This is the mail archive of the
mailing list for the GCC project.
Re: [RFC] optional fast iterators for set/map in libstdc++
- From: Gawain BOLTON <gp dot bolton at computer dot org>
- To: janis187 at us dot ibm dot com
- Cc: libstdc++ at gcc dot gnu dot org, gcc-patches at gcc dot gnu dot org
- Date: Fri, 08 May 2009 22:19:53 +0200
- Subject: Re: [RFC] optional fast iterators for set/map in libstdc++
- References: <1241744347.6152.26.camel@janis-laptop>
Janis Johnson wrote:
I'd like some advice about this speedup to iterators for red-black
trees. The idea comes from developers of IBM's proprietary C++
product who implemented it in the C++ library used on AIX. Their
users access the functionality with -Dsomething when compiling, but
it could be done by adding a g++ option that defines the macro, like:
This option augments the base class for map<>, set<>, multimap<> and
multiset<> template classes to allow faster iterator operations.
Warning: -ffast-set-map-iterators causes GCC to generate code that
is not binary compatible with code generated without the option.
All code that operates on the same set or map objects must use the
same variant of this option.
The functional changes are all within include/bits/stl_tree.h and have
no effect on the compilation of src/tree.cc, which doesn't need to
know the size of the class. It uglifies the header with code
protected by #ifdef __GLIBCXX_USE_FAST_SET_MAP_ITERATOR__.
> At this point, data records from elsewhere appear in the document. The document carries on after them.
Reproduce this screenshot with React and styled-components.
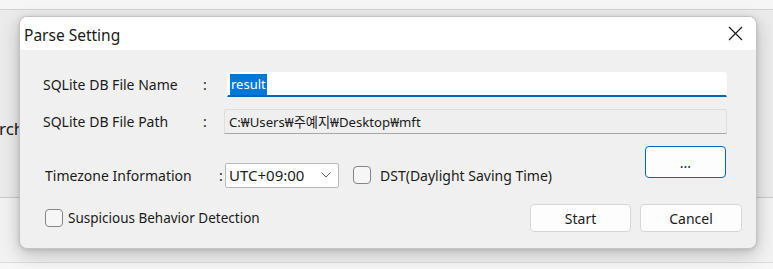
import React from 'react';
import styled, { createGlobalStyle } from 'styled-components';

const Global = createGlobalStyle`
  html, body { margin: 0; padding: 0; }
  body {
    width: 773px;
    height: 269px;
    overflow: hidden;
    background: #f3f3f3;
    font-family: 'Noto Sans', 'Noto Sans CJK KR', sans-serif;
    color: #1b1b1b;
  }
`;

const Desk = styled.div`
  position: relative;
  width: 773px;
  height: 269px;
  display: flex;
  flex-direction: column;
`;

const TopStrip = styled.div`
  height: 9px;
  background: #f6f6f6;
  border-bottom: 1px solid #d2d2d2;
`;

const Middle = styled.div`
  height: 188px;
  background: #ebebeb;
  border-bottom: 1px solid #c9c9c9;
  display: flex;
  align-items: flex-start;
  padding-top: 107px;
  box-sizing: border-box;
`;

const Cut = styled.span`
  font-size: 17px;
  margin-left: -1px;
  color: #1b1b1b;
`;

const Lower = styled.div`
  flex: 1;
  background: #f2f2f2;
  display: flex;
  flex-direction: column;
  justify-content: flex-end;
`;

const LowerLine = styled.div`
  height: 6px;
  border-top: 1px solid #dddddd;
  background: #f7f7f7;
`;

const Dialog = styled.div`
  position: absolute;
  left: 19px;
  top: 16px;
  width: 738px;
  height: 233px;
  background: #f0f0f0;
  border: 1px solid #c4c4c4;
  border-radius: 8px;
  box-sizing: border-box;
  overflow: hidden;
  box-shadow: 0 6px 18px rgba(0, 0, 0, 0.22), 0 1px 4px rgba(0, 0, 0, 0.12);
  display: flex;
  flex-direction: column;
`;

const TitleBar = styled.div`
  height: 33px;
  background: #ffffff;
  display: flex;
  align-items: center;
  justify-content: space-between;
  padding: 0 13px 0 4px;
  flex-shrink: 0;
`;

const Title = styled.span`
  font-size: 15.5px;
  color: #1b1b1b;
  margin-top: 2px;
`;

const Close = styled.svg`
  width: 15px;
  height: 15px;
`;

const Body = styled.div`
  flex: 1;
  padding: 22px 14px 0 23px;
  display: flex;
  flex-direction: column;
`;

const Row = styled.div`
  display: flex;
  align-items: center;
  height: ${({ h }) => h}px;
  margin-top: ${({ mt }) => mt || 0}px;
`;

const Label = styled.span`
  font-size: 14px;
  width: ${({ w }) => w}px;
  padding-left: ${({ pl }) => pl || 0}px;
  flex-shrink: 0;
  white-space: nowrap;
`;

const Colon = styled.span`
  font-size: 14px;
  width: ${({ w }) => w}px;
  flex-shrink: 0;
`;

const TextBox = styled.div`
  box-sizing: border-box;
  height: 25px;
  width: ${({ w }) => w}px;
  background: ${({ active }) => (active ? '#ffffff' : '#efefef')};
  border: 1px solid ${({ active }) => (active ? '#ffffff' : '#dedede')};
  border-bottom: ${({ active }) => (active ? '2px solid #0067c0' : '1px solid #a8a8a8')};
  border-radius: 3px 3px 0 0;
  display: flex;
  align-items: center;
  padding-left: 4px;
  font-size: 13.2px;
  white-space: nowrap;
`;

const Selected = styled.span`
  background: #0078d7;
  color: #ffffff;
  padding: 1px 1px 2px 1px;
  margin-left: -2px;
  font-size: 13px;
`;

const Zone = styled.div`
  display: flex;
  align-items: flex-start;
  margin-top: 12px;
  height: 41px;
`;

const ZoneLeft = styled.div`
  display: flex;
  align-items: center;
  margin-top: 17px;
  height: 24px;
`;

const Select = styled.div`
  box-sizing: border-box;
  width: 114px;
  height: 25px;
  background: #ffffff;
  border: 1px solid #b9b9b9;
  border-radius: 2px;
  display: flex;
  align-items: center;
  justify-content: space-between;
  padding: 0 7px 0 3px;
  font-size: 15px;
`;

const Chevron = styled.svg`
  width: 10px;
  height: 6px;
`;

const Check = styled.label`
  display: flex;
  align-items: center;
  gap: ${({ gap }) => gap}px;
  margin-left: ${({ ml }) => ml || 0}px;
  font-size: ${({ fs }) => fs || 14}px;
  white-space: nowrap;
`;

const Box = styled.span`
  box-sizing: border-box;
  width: 18px;
  height: 18px;
  border: 1px solid #858585;
  border-radius: 4px;
  background: #f6f6f6;
  flex-shrink: 0;
`;

const Button = styled.button`
  box-sizing: border-box;
  width: ${({ w }) => w}px;
  height: ${({ h }) => h || 28}px;
  margin-left: ${({ push, ml }) => (push ? 'auto' : `${ml || 0}px`)};
  margin-right: ${({ mr }) => mr || 0}px;
  background: #fdfdfd;
  border: 1px solid ${({ focus }) => (focus ? '#0067c0' : '#d6d6d6')};
  border-radius: 4px;
  font-family: 'Noto Sans', sans-serif;
  font-size: 14px;
  color: #1b1b1b;
  padding: 0;
  flex-shrink: 0;
`;

const Bottom = styled.div`
  display: flex;
  align-items: center;
  margin-top: 17px;
`;

export default function App() {
  return (
    <>
      <Global />
      <Desk>
        <TopStrip />
        <Middle>
          <Cut>rch</Cut>
        </Middle>
        <Lower>
          <LowerLine />
        </Lower>

        <Dialog>
          <TitleBar>
            <Title>Parse Setting</Title>
            <Close viewBox="0 0 15 15">
              <path d="M1 1 L14 14 M14 1 L1 14" stroke="#1b1b1b" strokeWidth="1.2" fill="none" />
            </Close>
          </TitleBar>

          <Body>
            <Row h={25}>
              <Label w={160}>SQLite DB File Name</Label>
              <Colon w={24}>:</Colon>
              <TextBox w={500} active>
                <Selected>result</Selected>
              </TextBox>
            </Row>
            <Row h={25} mt={12}>
              <Label w={160}>SQLite DB File Path</Label>
              <Colon w={21}>:</Colon>
              <TextBox w={503}>C:₩Users₩주예지₩Desktop₩mft</TextBox>
            </Row>

            <Zone>
              <ZoneLeft>
                <Label w={174} pl={2}>Timezone Information</Label>
                <Colon w={6}>:</Colon>
                <Select>
                  UTC+09:00
                  <Chevron viewBox="0 0 10 6">
                    <path d="M0.5 0.5 L5 5 L9.5 0.5" stroke="#606060" strokeWidth="1" fill="none" />
                  </Chevron>
                </Select>
                <Check gap={9} ml={14}>
                  <Box />
                  DST(Daylight Saving Time)
                </Check>
              </ZoneLeft>
              <Button w={81} h={32} push mr={16} focus>...</Button>
            </Zone>

            <Bottom>
              <Check gap={5} ml={2} fs={13.5}>
                <Box />
                Suspicious Behavior Detection
              </Check>
              <Button w={101} push>Start</Button>
              <Button w={102} ml={9}>Cancel</Button>
            </Bottom>
          </Body>
        </Dialog>
      </Desk>
    </>
  );
}
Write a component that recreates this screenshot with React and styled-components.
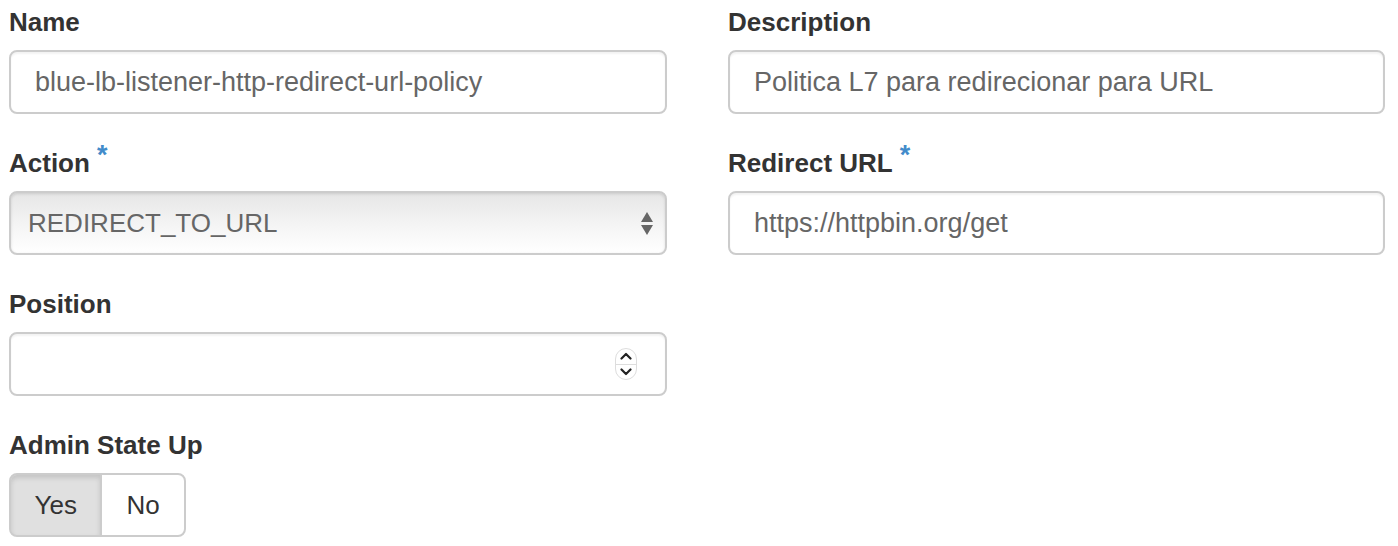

Why do this? Because it speeds up 447.dealII from SPEC CPU2006. On
powerpc64-linux, the speedup over our usual peak options is 32% for
-m32, 26% for -m64. The two other CPU2006 benchmarks that use set
and/or map are omnetpp and xalancbmk, which speed up between 1% and
1.4%. Those speedups are based on the the middle result from 3 runs,
using mainline from a couple of months ago. I have not yet run
benchmarks and any other targets.
I've had a look at your patch and found it quite an interesting
suggestion. However, I do not think it is appropriate for this standard
If you look at the standard map, multimap, set and multiset container
classes you'll see that:
* These containers are not designed to be optimized for iteration
operations. They /*are*/ meant to be efficient at inserting,
removing and finding elements.
o The thing is, the patch to speed up iterating will slow down
two of the operations which are meant to be optimized:
inserting and removing elements.
* Storage efficiency is already one of the weaknesses of these
containers as each node requires 3 pointers for the parent, left
and right nodes as well as storage for the node colour.
o The patch is a basic space for time trade off and will
increase the size of each node by adding two more pointers
for iterating (next/prev).
o On 32-bit platforms this takes up 4 * 4 octets = 16 octets
of storage overhead per node. The patch would increase this
by 50% to 24 octets of overhead per node.
It seems that to be really useful, different container classes should be
created. In this way, users could more easily use them based on their
performance and memory constraints. A compile flag or switch just
cannot give the flexibility required.